The advertising industry has created a culture for our  youth that is not terribly healthy even viewed on the macro  scale. “Urban Cool” was chosen by marketers as the theme to  market to kids. Some products such as make-up and sexy  underwear are purchased and used at younger ages today  because marketing groups pushed down the age to which they  were cool and accepted. Some marketing is aligned with an  anti-adult theme. And “nag factor” and “pester power” are  now entwined in advertising lingo referring to how they can  use children to get to the parents. Is this scary to you?  It is to me.

What can parents do? We cannot possibly disassociate  ourselves from all consumer activity. Let’s face it we will  always need to buy food and supplies for our household.  However, I think there is a way to shelter our children  from the pressures advertising firms bear onto our family  life. My wife and I rarely bring our children shopping.

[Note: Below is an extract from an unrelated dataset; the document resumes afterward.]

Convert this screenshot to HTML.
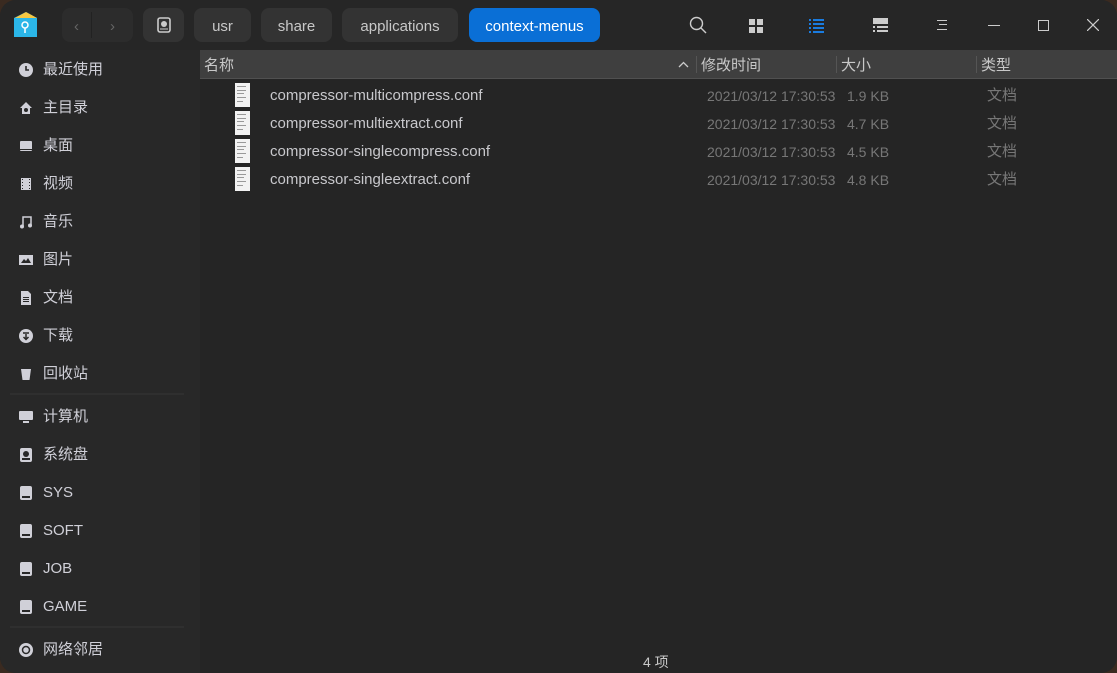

We  throw away all store flyers that arrive at the house. We  recycle mail order catalogs before a page is turned. And,  of course, we minimize the exposure to the barrage of  advertising, we receive through electronic media and TV. It  is amazing how this reduces the calls of “mom, I need  this!”.

Part of the message from Juliet Schor is that our culture is being taken away and replaced by a consumer  culture. We can fight this culture war in other ways  according to Dr. Schor. Bring back family dinners. Take  back the outdoors. Discredit brand names. They are made by  underpaid laborers and overpriced for what they are. Be a  non-brand name family. Communicate with and enjoy the  company of like-minded families. Cook great meals and enjoy  good conversation. Have healthy hobbies and habits. All  these actions take culture back into your hands. You are  doing what you want rather than living a life being coaxed  into buying things you really don’t want or need. And by  all means possible, volunteer and help those who are less  fortunate then you are. Do this in all seasons- not just at Christmas and involve your children. You will be amazed at  the perspective this builds in them. Battling this culture  is a lifelong fight. But it may be a worthy one for you and  your family.